[Given exercise] Look for the line containing "Convert this screenshot to React, TypeScript" and the line containing "import React from 'react';" in the entries below. Copy those two and all lines between them exactly, leaving out pictures.

[Supplied information]
----
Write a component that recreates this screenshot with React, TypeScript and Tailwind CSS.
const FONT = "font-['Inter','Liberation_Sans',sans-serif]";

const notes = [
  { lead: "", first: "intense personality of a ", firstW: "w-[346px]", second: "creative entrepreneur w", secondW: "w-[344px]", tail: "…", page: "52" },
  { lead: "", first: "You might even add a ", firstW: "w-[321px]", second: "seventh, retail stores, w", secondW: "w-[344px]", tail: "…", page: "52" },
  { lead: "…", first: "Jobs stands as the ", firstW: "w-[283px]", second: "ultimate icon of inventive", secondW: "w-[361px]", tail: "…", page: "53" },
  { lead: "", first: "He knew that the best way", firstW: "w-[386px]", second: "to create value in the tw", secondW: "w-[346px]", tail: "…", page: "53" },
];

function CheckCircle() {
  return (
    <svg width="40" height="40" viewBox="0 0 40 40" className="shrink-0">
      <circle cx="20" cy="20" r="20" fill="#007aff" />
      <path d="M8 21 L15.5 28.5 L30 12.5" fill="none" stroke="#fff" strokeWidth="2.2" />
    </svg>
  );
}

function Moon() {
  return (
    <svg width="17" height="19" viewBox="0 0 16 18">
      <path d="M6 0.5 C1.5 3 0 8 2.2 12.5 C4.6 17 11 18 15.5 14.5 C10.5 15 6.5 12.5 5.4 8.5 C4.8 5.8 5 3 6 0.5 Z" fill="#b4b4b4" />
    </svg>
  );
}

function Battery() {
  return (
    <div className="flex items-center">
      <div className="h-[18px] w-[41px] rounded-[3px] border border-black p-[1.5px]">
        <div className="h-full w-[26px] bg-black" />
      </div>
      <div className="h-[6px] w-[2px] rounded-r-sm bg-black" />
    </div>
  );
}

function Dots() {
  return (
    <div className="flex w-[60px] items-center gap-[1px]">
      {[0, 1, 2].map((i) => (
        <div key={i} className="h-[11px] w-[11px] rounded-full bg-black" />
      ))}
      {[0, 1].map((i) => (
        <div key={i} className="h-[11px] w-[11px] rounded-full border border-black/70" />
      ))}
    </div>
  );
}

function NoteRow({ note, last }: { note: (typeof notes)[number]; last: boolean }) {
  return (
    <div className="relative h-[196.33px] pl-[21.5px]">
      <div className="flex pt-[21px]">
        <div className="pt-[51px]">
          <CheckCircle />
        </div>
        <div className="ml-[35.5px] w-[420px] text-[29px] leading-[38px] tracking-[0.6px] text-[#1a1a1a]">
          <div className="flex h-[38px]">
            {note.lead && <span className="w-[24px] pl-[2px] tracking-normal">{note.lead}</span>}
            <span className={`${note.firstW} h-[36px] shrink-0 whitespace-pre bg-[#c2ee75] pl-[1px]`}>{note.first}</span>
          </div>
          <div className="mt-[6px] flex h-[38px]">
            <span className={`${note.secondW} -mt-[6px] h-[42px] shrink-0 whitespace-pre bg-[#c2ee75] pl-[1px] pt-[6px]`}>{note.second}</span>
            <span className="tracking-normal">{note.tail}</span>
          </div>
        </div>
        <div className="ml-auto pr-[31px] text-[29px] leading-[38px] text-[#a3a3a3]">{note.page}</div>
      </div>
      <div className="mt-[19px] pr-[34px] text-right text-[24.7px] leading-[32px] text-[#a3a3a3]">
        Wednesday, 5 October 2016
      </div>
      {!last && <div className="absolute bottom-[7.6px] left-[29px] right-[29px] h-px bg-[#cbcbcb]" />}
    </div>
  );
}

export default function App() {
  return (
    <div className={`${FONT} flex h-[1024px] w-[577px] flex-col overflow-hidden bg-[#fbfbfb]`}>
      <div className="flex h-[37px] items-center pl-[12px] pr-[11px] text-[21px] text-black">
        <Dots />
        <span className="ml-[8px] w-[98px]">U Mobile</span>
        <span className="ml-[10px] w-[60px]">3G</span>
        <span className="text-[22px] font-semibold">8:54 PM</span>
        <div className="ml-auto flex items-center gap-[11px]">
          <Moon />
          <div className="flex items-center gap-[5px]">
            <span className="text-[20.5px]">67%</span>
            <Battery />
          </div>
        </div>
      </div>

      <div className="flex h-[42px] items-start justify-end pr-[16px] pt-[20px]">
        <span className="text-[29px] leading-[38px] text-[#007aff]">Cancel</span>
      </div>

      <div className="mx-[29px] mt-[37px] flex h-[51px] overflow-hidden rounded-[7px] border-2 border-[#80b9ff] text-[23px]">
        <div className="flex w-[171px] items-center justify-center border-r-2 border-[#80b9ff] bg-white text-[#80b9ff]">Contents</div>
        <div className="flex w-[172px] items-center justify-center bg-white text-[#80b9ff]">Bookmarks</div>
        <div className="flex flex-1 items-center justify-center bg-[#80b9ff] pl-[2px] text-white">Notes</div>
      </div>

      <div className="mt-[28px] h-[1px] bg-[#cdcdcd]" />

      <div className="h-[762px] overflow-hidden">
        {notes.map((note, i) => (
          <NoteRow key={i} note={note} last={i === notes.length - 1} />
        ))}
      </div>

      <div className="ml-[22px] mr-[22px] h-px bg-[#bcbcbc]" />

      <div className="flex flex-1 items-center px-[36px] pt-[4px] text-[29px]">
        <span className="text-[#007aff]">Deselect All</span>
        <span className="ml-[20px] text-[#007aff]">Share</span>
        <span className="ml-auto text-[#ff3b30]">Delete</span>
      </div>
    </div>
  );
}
----
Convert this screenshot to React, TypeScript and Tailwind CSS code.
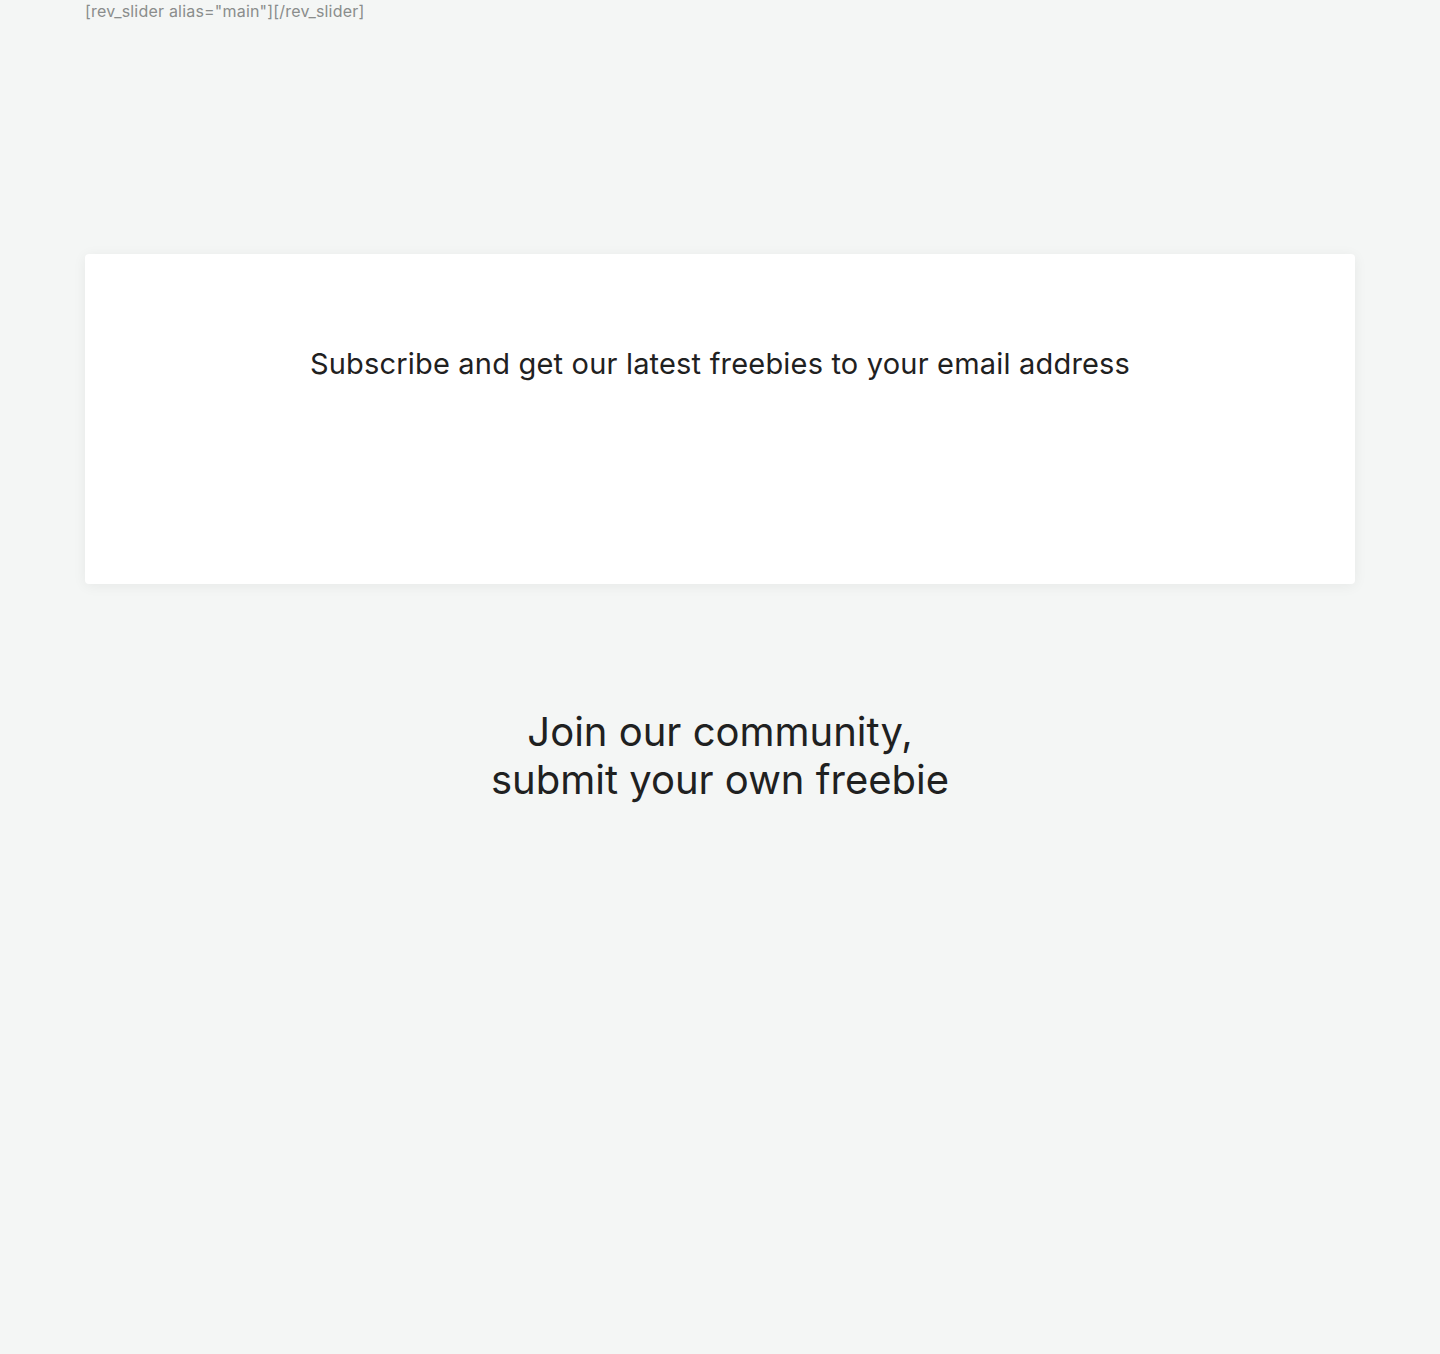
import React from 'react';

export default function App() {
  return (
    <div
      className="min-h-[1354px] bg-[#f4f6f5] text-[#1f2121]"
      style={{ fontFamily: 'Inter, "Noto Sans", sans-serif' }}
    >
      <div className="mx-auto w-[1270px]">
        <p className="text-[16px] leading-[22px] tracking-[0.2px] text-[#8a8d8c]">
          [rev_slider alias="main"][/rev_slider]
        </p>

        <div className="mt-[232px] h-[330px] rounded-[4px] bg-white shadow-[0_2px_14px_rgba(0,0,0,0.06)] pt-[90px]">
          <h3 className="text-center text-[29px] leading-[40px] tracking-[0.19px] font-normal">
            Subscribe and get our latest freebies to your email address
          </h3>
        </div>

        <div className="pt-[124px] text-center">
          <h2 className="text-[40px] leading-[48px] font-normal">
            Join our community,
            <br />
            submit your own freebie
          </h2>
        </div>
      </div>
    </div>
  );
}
----
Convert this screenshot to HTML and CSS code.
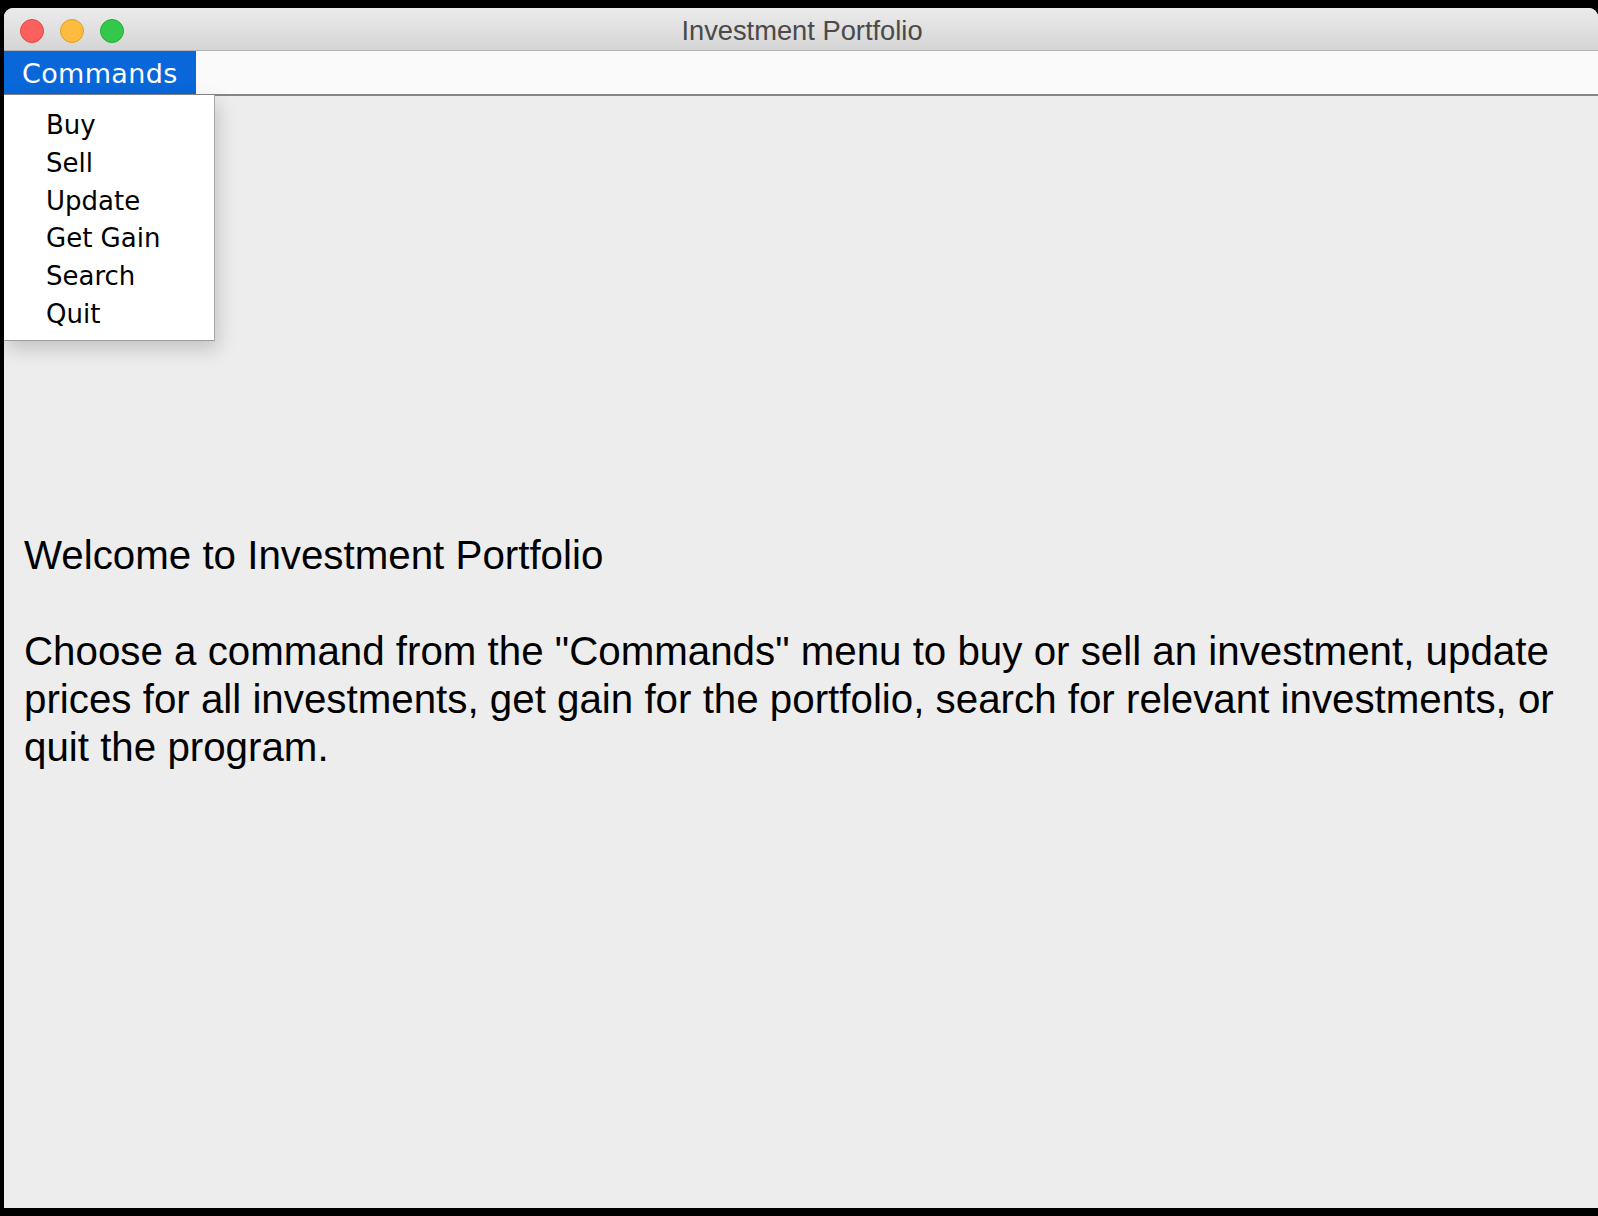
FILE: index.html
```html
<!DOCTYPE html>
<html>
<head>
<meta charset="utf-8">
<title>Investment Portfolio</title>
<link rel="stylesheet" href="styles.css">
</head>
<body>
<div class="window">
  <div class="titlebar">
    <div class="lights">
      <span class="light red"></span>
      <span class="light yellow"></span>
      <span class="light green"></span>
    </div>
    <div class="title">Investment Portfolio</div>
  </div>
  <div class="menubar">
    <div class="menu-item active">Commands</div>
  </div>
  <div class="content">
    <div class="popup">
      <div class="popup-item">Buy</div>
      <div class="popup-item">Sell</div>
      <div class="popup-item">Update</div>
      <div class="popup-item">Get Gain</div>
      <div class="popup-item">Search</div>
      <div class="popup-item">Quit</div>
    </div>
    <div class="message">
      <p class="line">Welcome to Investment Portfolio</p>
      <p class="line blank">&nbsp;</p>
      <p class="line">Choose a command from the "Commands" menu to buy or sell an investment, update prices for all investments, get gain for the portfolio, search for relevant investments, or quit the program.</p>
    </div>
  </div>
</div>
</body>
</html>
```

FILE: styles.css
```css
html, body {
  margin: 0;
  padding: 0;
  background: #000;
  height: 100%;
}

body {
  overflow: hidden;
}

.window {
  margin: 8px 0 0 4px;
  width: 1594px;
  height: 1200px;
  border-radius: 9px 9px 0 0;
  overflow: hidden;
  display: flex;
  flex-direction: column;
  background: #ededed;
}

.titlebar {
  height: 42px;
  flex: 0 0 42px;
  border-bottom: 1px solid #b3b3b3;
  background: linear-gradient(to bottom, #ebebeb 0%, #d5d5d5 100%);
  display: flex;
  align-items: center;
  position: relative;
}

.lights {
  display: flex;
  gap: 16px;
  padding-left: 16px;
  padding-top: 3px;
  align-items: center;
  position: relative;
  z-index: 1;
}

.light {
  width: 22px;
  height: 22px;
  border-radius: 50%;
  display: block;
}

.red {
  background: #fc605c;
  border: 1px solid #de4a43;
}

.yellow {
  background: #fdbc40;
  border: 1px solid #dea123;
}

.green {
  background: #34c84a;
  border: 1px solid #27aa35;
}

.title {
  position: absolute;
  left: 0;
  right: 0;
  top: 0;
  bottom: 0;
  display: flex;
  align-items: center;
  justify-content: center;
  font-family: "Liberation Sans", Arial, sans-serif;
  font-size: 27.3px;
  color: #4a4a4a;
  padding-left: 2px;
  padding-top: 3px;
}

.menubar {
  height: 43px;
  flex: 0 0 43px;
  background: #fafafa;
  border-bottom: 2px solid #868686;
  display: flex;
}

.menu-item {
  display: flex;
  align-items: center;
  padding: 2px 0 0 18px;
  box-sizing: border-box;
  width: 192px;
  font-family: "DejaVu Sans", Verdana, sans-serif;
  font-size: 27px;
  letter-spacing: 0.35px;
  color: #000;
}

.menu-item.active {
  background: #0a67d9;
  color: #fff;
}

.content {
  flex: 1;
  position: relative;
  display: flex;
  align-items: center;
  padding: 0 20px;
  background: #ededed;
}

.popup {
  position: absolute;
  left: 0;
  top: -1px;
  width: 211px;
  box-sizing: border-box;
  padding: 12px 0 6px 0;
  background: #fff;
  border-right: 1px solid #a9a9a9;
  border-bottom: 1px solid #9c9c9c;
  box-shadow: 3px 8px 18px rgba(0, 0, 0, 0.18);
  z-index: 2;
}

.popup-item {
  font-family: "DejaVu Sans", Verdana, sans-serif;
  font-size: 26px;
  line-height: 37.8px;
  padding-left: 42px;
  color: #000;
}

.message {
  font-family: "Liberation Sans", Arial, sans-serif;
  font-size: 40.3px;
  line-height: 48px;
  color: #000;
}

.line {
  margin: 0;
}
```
----
[Response]
Convert this screenshot to React, TypeScript and Tailwind CSS code.
import React from 'react';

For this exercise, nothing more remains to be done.